Buyer Persona — A detailed description of someone who represents your target audience. This representation of your best potential customer is based on market research and real data of your existing customers. While creating a buyer persona, its critical to consider their journey, behavioral pattern, demographics, goals, and more.
Chatbot — A software application that uses artificial intelligence and natural language processing to simulate a conversation with a human. Chatbots interact via text or text-to-speech and serve as a virtual assistant for online visitors.
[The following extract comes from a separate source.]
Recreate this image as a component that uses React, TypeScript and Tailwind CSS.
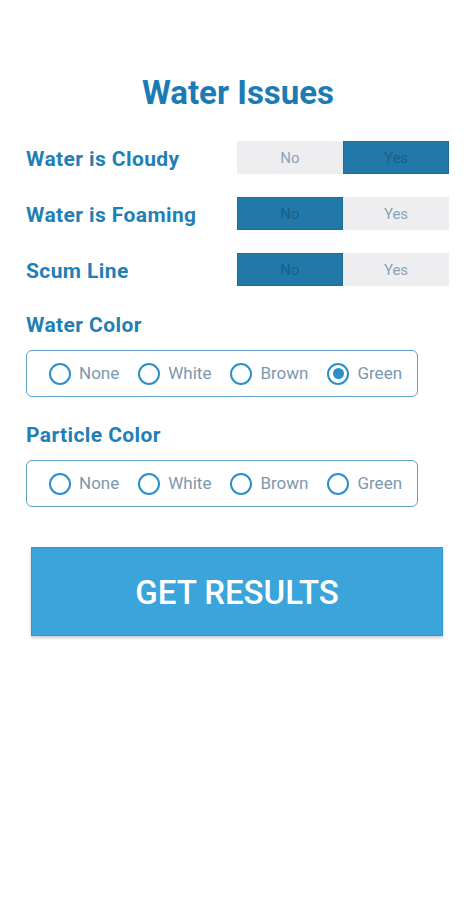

Content Management System (CMS) — Software used to manage, create, edit and publish web content. Content management systems are designed to be user-friendly and do not require programming knowledge since working with the content is independent of the source code. A CMS enables collaboration between users and facilitates the creation of digital content.
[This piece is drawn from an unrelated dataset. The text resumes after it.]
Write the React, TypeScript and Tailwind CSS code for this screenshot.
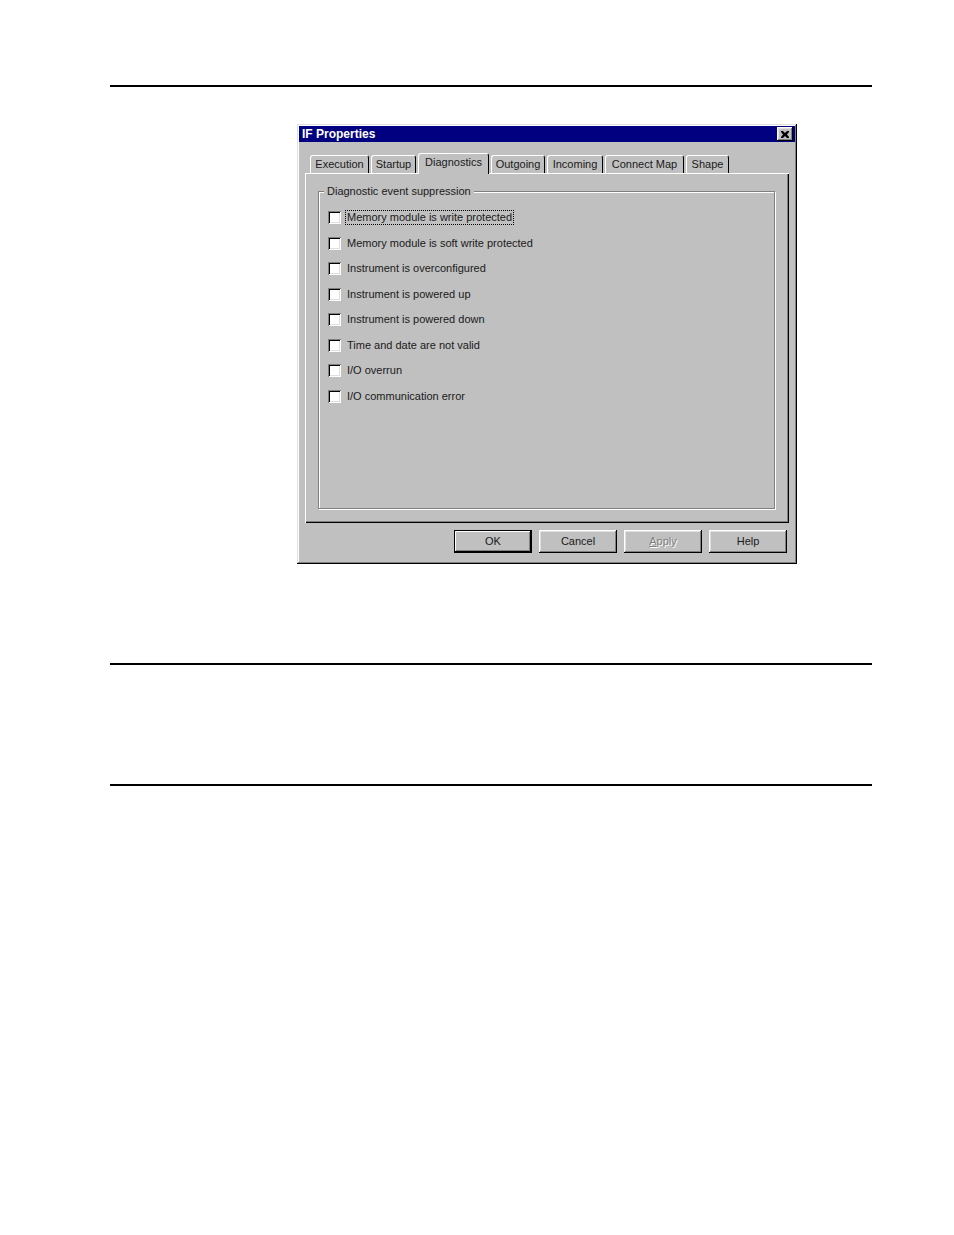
import React from 'react';

const raised = 'shadow-[inset_-1px_-1px_0_#000,inset_1px_1px_0_#fff,inset_-2px_-2px_0_#808080,inset_2px_2px_0_#dfdfdf]';

const tabs = [
  { label: 'Execution', w: 'w-[59px]' },
  { label: 'Startup', w: 'w-[45px]' },
  { label: 'Diagnostics', w: 'w-[71px]' },
  { label: 'Outgoing', w: 'w-[54px]' },
  { label: 'Incoming', w: 'w-[56px]' },
  { label: 'Connect Map', w: 'w-[79px]' },
  { label: 'Shape', w: 'w-[43px]' },
];

const options = [
  'Memory module is write protected',
  'Memory module is soft write protected',
  'Instrument is overconfigured',
  'Instrument is powered up',
  'Instrument is powered down',
  'Time and date are not valid',
  'I/O overrun',
  'I/O communication error',
];

function Checkbox() {
  return (
    <span className="w-[13px] h-[13px] bg-white shrink-0 shadow-[inset_1px_1px_0_#808080,inset_-1px_-1px_0_#fff,inset_2px_2px_0_#000,inset_-2px_-2px_0_#dfdfdf]" />
  );
}

function Tab({ label, w, active }: { label: string; w: string; active: boolean }) {
  return (
    <div
      className={`relative ${w} text-center leading-[16px] rounded-t-[3px] border-t border-l border-white border-r border-r-black ${
        active ? 'h-[21px] z-10 bg-[#c0c0c0] -mb-[1px]' : 'h-[18px]'
      }`}
    >
      {label}
    </div>
  );
}

function Button({ label, disabled, def }: { label: string; disabled?: boolean; def?: boolean }) {
  return (
    <div
      className={`w-[78px] h-[23px] flex items-center justify-center ${
        def ? 'border border-black shadow-[inset_-1px_-1px_0_#000,inset_1px_1px_0_#fff,inset_-2px_-2px_0_#808080]' : raised
      }`}
    >
      {disabled ? (
        <span className="text-[#808080] [text-shadow:1px_1px_0_#fff]">
          <span className="underline">A</span>pply
        </span>
      ) : (
        <span>{label}</span>
      )}
    </div>
  );
}

export default function App() {
  return (
    <div className="w-[954px] h-[1235px] bg-white relative font-['Liberation_Sans',Arial,sans-serif] text-black">
      <div className="pt-[85px]">
        <div className="ml-[110px] w-[762px] h-[2px] bg-black" />
      </div>

      {/* Dialog */}
      <div className="mt-[37px] ml-[297px] w-[500px] h-[440px] bg-[#c0c0c0] shadow-[inset_-1px_-1px_0_#000,inset_1px_1px_0_#dfdfdf,inset_-2px_-2px_0_#808080,inset_2px_2px_0_#fff] p-[2px] flex flex-col text-[11px] text-[#1a1a1a]">
        {/* Title bar */}
        <div className="h-[16px] bg-[#000080] flex items-center justify-between pl-[3px] pr-[2px]">
          <span className="text-white font-bold text-[12px]">IF Properties</span>
          <div className={`w-[16px] h-[14px] bg-[#c0c0c0] ${raised} flex items-center justify-center`}>
            <svg width="8" height="7" viewBox="0 0 8 7">
              <path d="M0 0h2l2 2 2-2h2v1L6 3.5 8 6v1H6L4 5 2 7H0V6l2-2.5L0 1z" fill="#000" />
            </svg>
          </div>
        </div>

        {/* Tabs */}
        <div className="flex items-end gap-[2px] pl-[11px] mt-[10px] h-[21px]">
          {tabs.map((t) => (
            <Tab key={t.label} label={t.label} w={t.w} active={t.label === 'Diagnostics'} />
          ))}
        </div>

        {/* Panel */}
        <div className="mx-[6px] h-[350px] shadow-[inset_1px_1px_0_#fff,inset_-1px_-1px_0_#000,inset_-2px_-2px_0_#808080] pt-[18px] pl-[13px] pr-[14px] pb-[14px]">
          <div className="relative h-full border border-[#808080] shadow-[1px_1px_0_#fff,inset_1px_1px_0_#fff]">
            <div className="absolute -top-[8px] left-[5px] px-[3px] bg-[#c0c0c0] leading-[14px]">
              Diagnostic event suppression
            </div>
            <div className="pt-[19px] pl-[9px] flex flex-col gap-[12.5px]">
              {options.map((o, i) => (
                <div key={o} className="flex items-center h-[13px]">
                  <Checkbox />
                  <span
                    className={`ml-[5px] px-[1px] leading-[13px] ${
                      i === 0 ? 'outline outline-1 outline-dotted outline-black' : ''
                    }`}
                  >
                    {o}
                  </span>
                </div>
              ))}
            </div>
          </div>
        </div>

        {/* Buttons */}
        <div className="flex justify-end gap-[7px] pr-[8px] mt-[7px]">
          <Button label="OK" def />
          <Button label="Cancel" />
          <Button label="Apply" disabled />
          <Button label="Help" />
        </div>
      </div>

      <div className="mt-[99px] ml-[110px] w-[762px] h-[1.5px] bg-black" />
      <div className="mt-[119.5px] ml-[110px] w-[762px] h-[1.5px] bg-black" />
    </div>
  );
}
Conversion — A conversion occurs when a visitor completes a specific, pre-determined action on a website. Conversion depends on the goals of the provider, for example, a conversion can either be a store visitor purchasing an item or a newsletter recipient clicking on a specific link. The conversion rate is therefore the ratio of potential conversions (all recipients of the newsletter) to actual conversions (recipients who actually clicked on the link).
Cross-Sell — To sell related, supplementary products or services to a customer. This sales technique promotes items based on the customers’ interest in or purchase of a product in order to generate additional revenue. Cross-selling is a great method for increasing customer trust and loyalty.
Customer Acquisition Cost (CAC) — A metric that measure the cost of convincing a potential customer to buy a product or service. The CAC can be calculated by taking the entire cost of sales and marketing over a given period, including salaries and other headcount related expenses, and divide it by the number of customers acquired in that period.
Customer Journey — Describes a consumer’s complete course of action with a brand, from the beginning stages of recognizing a need to the post-purchase experience. The customer journey can spread over multiple touchpoints and time periods. Also called the buyer journey or user journey.
Direct Traffic — Website visitors that arrived to your site with no referring website, such as a search engine, social media, blog, or other websites with referring links.
Dropshipping — An order fulfillment method where an online store sells the product but relies on a third-party supplier or manufacturer for the delivery of the product.